The valley had been quiet all day, with no shots from Akins and Fulbright. Breckinridge hoped that the party of Blackfoot warriors finding their camp had been just a fluke and that no more of the savages would come along.
Somewhere, though, there was a village where those men belonged, and when they never returned, the rest of their band would grow curious and start to worry. It was likely they would send out a search party.
Breckinridge hoped he and his friends would have enough pelts and be gone before that happened.
One thing he had learned was that if he hung around anywhere long enough, something bad was bound to crop up.
* * *
The wagon rolled out of the livery barn in St. Louis not long after dawn. It was a sturdy vehicle, pulled by a team of six equally sturdy mules, and the back was filled with crates and sacks of supplies that were covered with canvas tied down at the corners.

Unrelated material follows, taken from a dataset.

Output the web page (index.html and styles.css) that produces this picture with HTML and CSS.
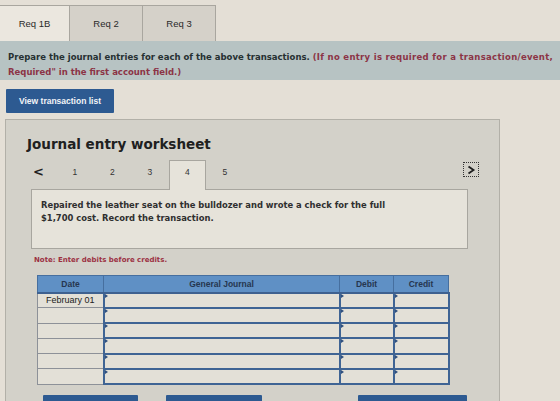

Two men sat on the driver’s seat. The one handling the reins was roughly dressed and stick-thin, with a black hat shading his gaunt face.
The man beside him was heavy enough to have made two of the driver, but he didn’t give the
impression of being fat. Instead he looked powerful, filled with the sort of driving energy that made a man rich. The well-cut suit he wore, along with the wide straw hat, added to that appearance.
Balanced across his knees was the finest shotgun money could buy, its polished wood and brass gleaming in the early morning sunlight. Fingers like sausages closed around the stock.
Under the brim of the straw hat was a wide, moon face, flushed with good living and habitual anger. Coarse, graying, rust-colored hair stuck out from under the hat. The man’s pale gray eyes were set deep in pits of gristle. They watched as more than a dozen men on horseback moved up to the wagon and reined in.
One of them, who had white hair and a rugged, deeply tanned face, said, “We’re ready to go whenever you are, Mr. Ducharme.”
Otto Ducharme nodded. He asked in a slightly guttural voice, “You are all well-armed?”
“Yes, sir. You made it pretty clear that we need to be ready for trouble. You’ve got plenty of powder and shot in the back of that wagon, I expect.”
“Of course,” Ducharme snapped. “And everything else we will need for our journey.”
“You know,” the white-haired man ventured in a cautious tone, “it’s still not too late for you to leave this to us. There’s really no need for you to go traipsin’ all the way out there to the mountains or wherever it is we wind up.”
“No need?” Ducharme repeated. His beefy face slowly turned an even deeper shade of red. “There is every need. It was my son that man murdered. My boy who lies cold and dead in the ground because of that . . . that . . .”
In his rage, his words dissolved into a sputtering series of curses in his native German.
He had come to this country to make a life for himself and his wife. His father had been a Hessian, a mercenary soldier who had fought for the British during the war in which the Americans had won their freedom.